There’s a lot to enjoy with both entries. I always loved the outlaw wild west aura of the Orre Region. It feels darker and more personal. These entries feature darker story moments such as kidnapping, torture, and political corruption. It was refreshing to play a Pokemon game and avoid the tepid gym leader challenge. Instead opting to focus solely on the evil team to save the world.

Pokémon Colosseum & XD: Were they actually any good?

The concept of Shadow Pokémon was a welcome addition. Turning Pokémon evil and closing the doors “to their hearts” is an effective tool to add stakes to the world of pocket monsters, especially considering the entire goal of the series to befriend these creatures. Facing a secret society of villains wanting to destroy Pokémon friendships as we know it is a clever next stop for Pokémon at the time. Nothing got me more nervous than battling a Cipher Peon and wondering which Pokémon would be a shadow. I wanted to save them all and felt more invested in this goal than with the core series.

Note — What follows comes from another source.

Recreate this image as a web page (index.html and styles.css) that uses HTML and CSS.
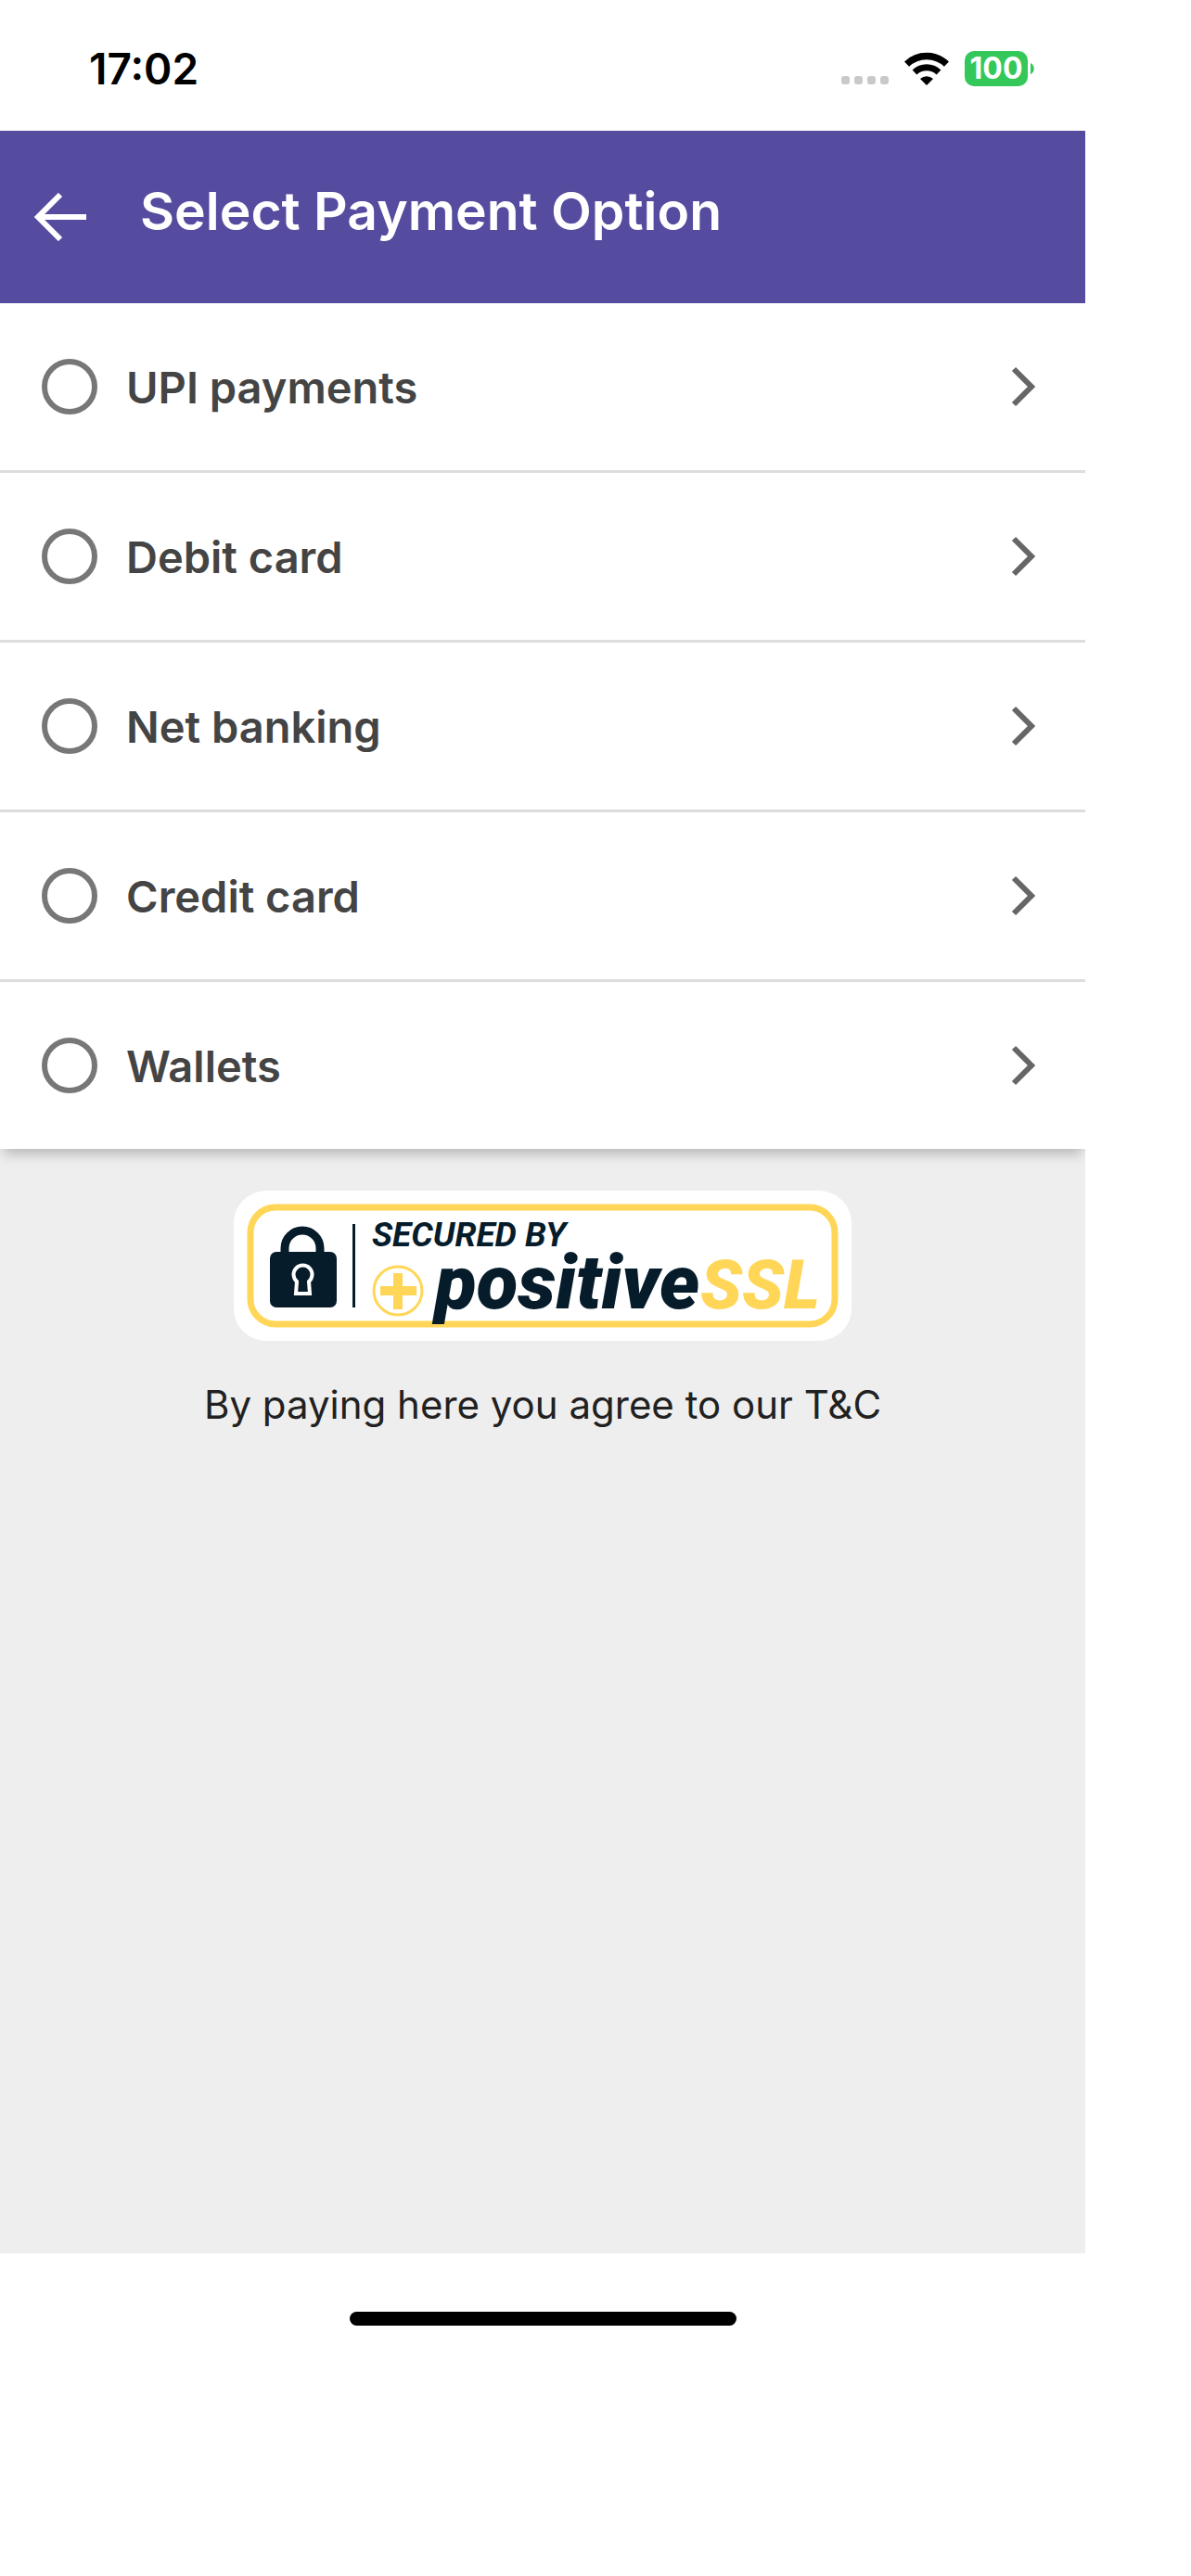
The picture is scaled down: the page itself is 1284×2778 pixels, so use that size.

My absolute favorite thing about these games? The Double Battles. Much like tag team wrestling in AEW, Pokémon Colosseum invests in a style people want to see more of. Double Battles are the quintessential competitive Pokémon experience. Not only are they more difficult, they force the player to think strategically rather than rely on the standard type of matches that have been done to death. Colosseum even features fantastic Double Battle strategies; from the Protect/Earthquake style of Dakim, to Miror B’s iconic Ludiocolo Rain Team. Having a Pokémon game with actual difficulty after years of the 3DS games being dumbed down feels cathartic.

Pokémon Colosseum & XD: Were they actually any good?

With all that being said, these games have problems. Catching Shadow Pokemon is not fun to say the least, and repeating the process over and over again is exhausting. Especially when it’s time to face the Cipher Admins and the three Legendary Dogs.

The worst part about Shadow Pokemon? Shadow Rush. If the Shadow Pokemon isn’t put to sleep, it’ll use Shadow Rush if able and take recoil damage. Sure paralysis is an option as well as confusion, however, confusion causes damage and paralysis fails more often than not. When you want to capture a Legendary Pokemon the last thing needed is for it to keep inflicting damage on itself. It took me 40 painful minutes just to capture Raikou when battling Ein. I had to rematch Venus FOUR TIMES just to capture Suicune.

Pokémon Colosseum & XD: Were they actually any good?

Pokemon XD alleviates a lot of issues. Yet it comes at the expense of the atmosphere Colosseum had. Colosseum felt new and special on release, while XD was more of the same with a copy and pasted world that didn’t do anything to stand out. It was a better way to play the game. Yet compared to it’s predecessor, it doesn’t capture the same immersion. It’s akin to the first Avengers movie versus Age of Ultron. More of the same, some unique ideas, less enjoyable at the same time.

Pokémon Colosseum & XD: Were they actually any good?

I think modern 3D Pokémon games get compared due to these two entries giving players something different. It felt more grounded, more human, and more relaxed at the same time. These aren’t the best Pokémon games ever made. However, they are a pretty good alternative for those tired of the mainline series and wanting something fresh. I still say the battle animations are more preferable than the ones Game Freak made in 2013.

I think of these two entries as a guilty pleasure. They aren’t great yet I always look back on them fondly as part of the Gen 3 experience. These games are more or less battle simulators with a barebones RPG quest. Kinda like a Pokemon version of Gran Turismo. Back then, The Pokemon Company could get away with selling an entire game for the sole purpose of it being 3D. Who am I kidding, they still do that. Regardless, Pokemon Colosseum and XD still feel like an important aspect of that era. A way to get more people into Generation Three and restore the National Dex. If you’re looking for an alternative take in the Poke-World. Feel free to hunt down a Gamecube emulator and give both Colosseum and XD: Gale of Darkness a spin.